Wembley was packed out yet again for 2017’s NFL International Series tie between the Miami Dolphins and the New Orleans Saints
Make mistakes, but only make them once
For an organisation such as the NFL, which, despite falling viewing figures, still enjoys a near-monopoly, enormous popularity in its home territory and has one of the strongest and most recognisable brands in all of sport, any major move can represent a risk to an identity that has taken decades to build.
The league’s decision ten years ago to begin moving games overseas to generate more global interest and build its brand worldwide was always going to rock the boat. “Teams get ten home games per season,” said Mark Waller, the NFL’s executive vice president, international, at TBC. “We were asking people who had invested billions in new stadiums to give up ten per cent of their inventory for the year by taking a home game away from them. You also piss off fans when you take a home game away from them. We’re aware of that, and we work really hard to explain to fans what we’re trying to do.”

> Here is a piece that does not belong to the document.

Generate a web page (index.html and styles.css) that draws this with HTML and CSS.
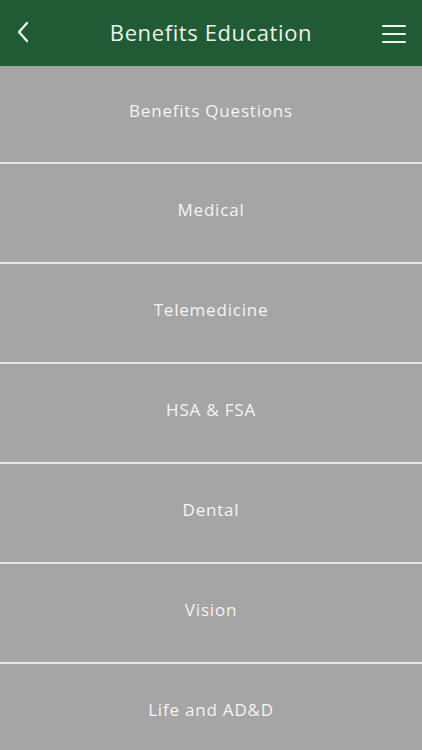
FILE: index.html
```html
<!DOCTYPE html>
<html>
<head>
<meta charset="utf-8">
<link rel="stylesheet" href="styles.css">
</head>
<body>
<header class="topbar">
  <button class="icon-btn back" aria-label="Back">
    <svg width="14" height="22" viewBox="0 0 14 22"><path d="M11 2 L3 11 L11 20" fill="none" stroke="#eef3ee" stroke-width="2.4" stroke-linecap="round" stroke-linejoin="round"/></svg>
  </button>
  <h1 class="title">Benefits Education</h1>
  <button class="icon-btn menu" aria-label="Menu">
    <svg width="26" height="20" viewBox="0 0 26 20"><g stroke="#eef3ee" stroke-width="2.2" stroke-linecap="round"><line x1="2" y1="2" x2="24" y2="2"/><line x1="2" y1="10" x2="24" y2="10"/><line x1="2" y1="18" x2="24" y2="18"/></g></svg>
  </button>
</header>
<main class="list">
  <a class="item first">Benefits Questions</a>
  <a class="item">Medical</a>
  <a class="item">Telemedicine</a>
  <a class="item">HSA &amp; FSA</a>
  <a class="item">Dental</a>
  <a class="item">Vision</a>
  <a class="item">Life and AD&amp;D</a>
</main>
</body>
</html>
```
FILE: styles.css
```css
html, body {
  margin: 0;
  padding: 0;
  background: #a5a5a5;
  font-family: "Open Sans", "Lato", sans-serif;
  overflow: hidden;
}
.topbar {
  height: 66px;
  background: #215b35;
  display: flex;
  align-items: center;
  justify-content: space-between;
  padding: 0 14px 2px 14px;
  box-sizing: border-box;
}
.icon-btn {
  background: none;
  border: 0;
  padding: 0;
  display: flex;
  align-items: center;
  justify-content: center;
  width: 28px;
  height: 30px;
}
.back {
  justify-content: flex-start;
  padding-left: 2px;
}
.menu {
  margin-top: 4px;
}
.title {
  margin: 0;
  font-size: 22px;
  font-weight: 400;
  color: #eaf1ea;
  letter-spacing: 0.6px;
}
.list {
  display: flex;
  flex-direction: column;
}
.item {
  height: 100px;
  box-sizing: border-box;
  display: flex;
  align-items: center;
  justify-content: center;
  color: #f4f4f4;
  font-size: 17px;
  letter-spacing: 0.8px;
  border-top: 2px solid #e6e6e6;
  padding-bottom: 8px;
}
.item.first {
  border-top: 0;
  height: 96px;
}
```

Ten years on, and with London hosting four games in 2017’s NFL International Series, the endeavour has proven a definite success – “successful enough that I’ve kept my job, anyway,” joked Waller. The key, he added, was not just a willingness to take risks, but being able to learn from the mistakes that were made if those risks don’t pay off.
“I would hope our history is a catalogue of mistakes,” he said, “but not many mistakes that we have repeated.” He gave the example of the recent relaunch of the Game Pass over-the-top (OTT) service in Europe, on which the NFL “has made some mistakes in the transition, but I think what you’ll see is that we’ll correct them. When we make mistakes we stand up to them.”